South East Northumberland Rail Users Group (SENRUG) and various local authorities have been campaigning for ten years or more for the AB&T to be re-opened. The initial plan has been abandoned, and replaced by SENRUG’s three phase plan (which actually has four phases) which puts services for Blyth and Seaton Valley at the bottom of the list. Neither SENRUG nor any of the local authorities have delivered any of the phases of this plan, nor even a programme for delivering in a timely fashion any of the phases of the plan.
Instead people are asked to wait, and to wait again. Northumberland County Council’s involvement appears to be more of a job creation scheme for railway consultants than a realistic plan of campaign. NCC may have made the re-opening of the AB&T a priority, but it’s a priority with no funding and no timescale. It’s a wish, and as we all know, if wishes were horses beggars would ride to work.
It’s not as if there haven’t been siren voices warning about the delays and lack of activity.

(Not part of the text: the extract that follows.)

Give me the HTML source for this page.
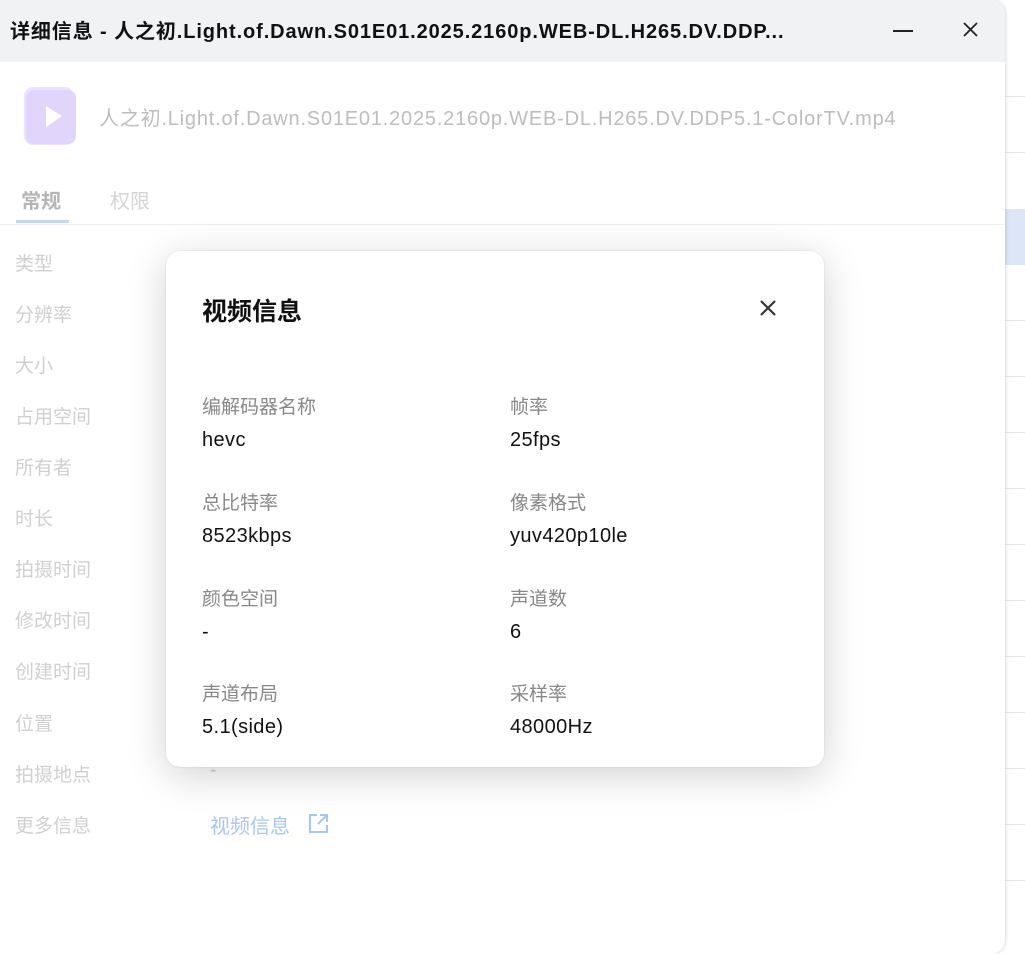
<!DOCTYPE html>
<html><head><meta charset="utf-8"><style>
*{margin:0;padding:0;box-sizing:border-box}
body{width:1025px;height:954px;background:#fff;font-family:"Liberation Sans","Noto Sans CJK SC",sans-serif;position:relative;overflow:hidden}
.strip{position:absolute;left:1005px;top:0;width:20px;height:954px;background:#fff}
.strip i{position:absolute;left:0;width:20px;height:1px;background:#e6e6e6}
.win{position:absolute;left:0;top:0;width:1005px;height:954px;background:#fff;border-radius:0 14px 14px 0;box-shadow:1px 0 3px rgba(0,0,0,.15);overflow:hidden}
.tb{height:62px;background:#f1f2f4;position:relative}
.tb .t{position:absolute;left:10px;top:15px;font-size:20px;letter-spacing:.9px;font-weight:bold;color:#111;white-space:nowrap}
.abs{position:absolute;white-space:nowrap}
.lbl{position:absolute;left:15px;font-size:19px;color:#d0d0d0}
.modal{position:absolute;left:166px;top:251px;width:658px;height:516px;background:#fff;border-radius:14px;box-shadow:0 8px 40px rgba(0,0,0,.18),0 0 2px rgba(0,0,0,.1)}
.k{position:absolute;font-size:19px;color:#888}
.v{position:absolute;font-size:20px;letter-spacing:.4px;color:#111}
</style></head><body>
<div class="strip"><i style="top:96px"></i><i style="top:152px"></i><div style="position:absolute;top:209px;left:0;width:20px;height:56px;background:#dde6f6"></div><i style="top:320px"></i><i style="top:376px"></i><i style="top:432px"></i><i style="top:488px"></i><i style="top:544px"></i><i style="top:600px"></i><i style="top:656px"></i><i style="top:712px"></i><i style="top:768px"></i><i style="top:824px"></i><i style="top:880px"></i></div>
<div class="win">
<div class="tb"><div class="t">详细信息 - 人之初.Light.of.Dawn.S01E01.2025.2160p.WEB-DL.H265.DV.DDP...</div>
<div class="abs" style="left:893px;top:30px;width:20px;height:2px;background:#222"></div>
<svg class="abs" style="left:962px;top:21px" width="17" height="17" viewBox="0 0 17 17"><path d="M2 2L15 15M15 2L2 15" stroke="#222" stroke-width="1.8"/></svg>
</div>
<svg class="abs" style="left:24px;top:87px" width="54" height="58" viewBox="0 0 54 58"><rect x="0" y="0" width="50" height="58" rx="9" fill="#ece2fd"/><rect x="2" y="3" width="50" height="54" rx="8" fill="#e2d5fb"/><path d="M22 19L38 29L22 40Z" fill="#fff"/></svg>
<div class="abs" style="left:99px;top:102px;font-size:20px;letter-spacing:.8px;color:#bdbdbd">人之初.Light.of.Dawn.S01E01.2025.2160p.WEB-DL.H265.DV.DDP5.1-ColorTV.mp4</div>
<div class="abs" style="left:21px;top:185px;font-size:20px;font-weight:bold;color:#b5b5b5">常规</div>
<div class="abs" style="left:110px;top:185px;font-size:20px;color:#d5d5d5">权限</div>
<div class="abs" style="left:16px;top:220px;width:53px;height:3px;background:#c3d6f6"></div>
<div class="abs" style="left:0;top:224px;width:1005px;height:1px;background:#eee"></div>
<div class="lbl" style="top:249px">类型</div>
<div class="lbl" style="top:300px">分辨率</div>
<div class="lbl" style="top:351px">大小</div>
<div class="lbl" style="top:402px">占用空间</div>
<div class="lbl" style="top:453px">所有者</div>
<div class="lbl" style="top:504px">时长</div>
<div class="lbl" style="top:555px">拍摄时间</div>
<div class="lbl" style="top:606px">修改时间</div>
<div class="lbl" style="top:657px">创建时间</div>
<div class="lbl" style="top:709px">位置</div>
<div class="lbl" style="top:760px">拍摄地点</div>
<div class="lbl" style="top:811px">更多信息</div>
<div class="abs" style="left:210px;top:760px;font-size:19px;color:#ccc">-</div>
<div class="abs" style="left:210px;top:810px;font-size:20px;color:#a8c6f4">视频信息</div>
<svg class="abs" style="left:308px;top:813px" width="21" height="21" viewBox="0 0 21 21"><path d="M9 2H2V19H19V12M12 2H19V9M19 2L10 11" fill="none" stroke="#a8c6f4" stroke-width="2"/></svg>
</div>
<div class="modal">
<div class="abs" style="left:36px;top:41px;font-size:25px;font-weight:bold;color:#111">视频信息</div>
<svg class="abs" style="left:594px;top:49px" width="16" height="16" viewBox="0 0 16 16"><path d="M1 1L15 15M15 1L1 15" stroke="#333" stroke-width="2.2"/></svg>
<div class="k" style="left:36px;top:141px">编解码器名称</div><div class="v" style="left:36px;top:178px">hevc</div>
<div class="k" style="left:344px;top:141px">帧率</div><div class="v" style="left:344px;top:178px">25fps</div>
<div class="k" style="left:36px;top:237px">总比特率</div><div class="v" style="left:36px;top:274px">8523kbps</div>
<div class="k" style="left:344px;top:237px">像素格式</div><div class="v" style="left:344px;top:274px">yuv420p10le</div>
<div class="k" style="left:36px;top:333px">颜色空间</div><div class="v" style="left:36px;top:370px">-</div>
<div class="k" style="left:344px;top:333px">声道数</div><div class="v" style="left:344px;top:370px">6</div>
<div class="k" style="left:36px;top:428px">声道布局</div><div class="v" style="left:36px;top:465px">5.1(side)</div>
<div class="k" style="left:344px;top:428px">采样率</div><div class="v" style="left:344px;top:465px">48000Hz</div>
</div>
</body></html>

A report written for Blyth Valley Borough Council in 2005 criticized Northumberland County Council’s approach, of insisting on heavy rail as the solution for the AB&T, as ‘putting all its eggs in one basket’. Six years on, with no prospect of passenger services returning to Blyth or the Seaton Valley, you can get the point.
The adoption by Metro of hybrid power system rolling stock, as envisaged by Blyth Valley Borough Council back in 2005, is a forward looking proposal that would enable more local rail services to be developed across Northumberland and Durham with ticketing integrated across the network in a way that Northern Rail currently fails to do. In terms of the future of the railway network, it’s an option that can enable the network to grow, and leave open the use of the network for freight and passenger diversions as well as passenger transport.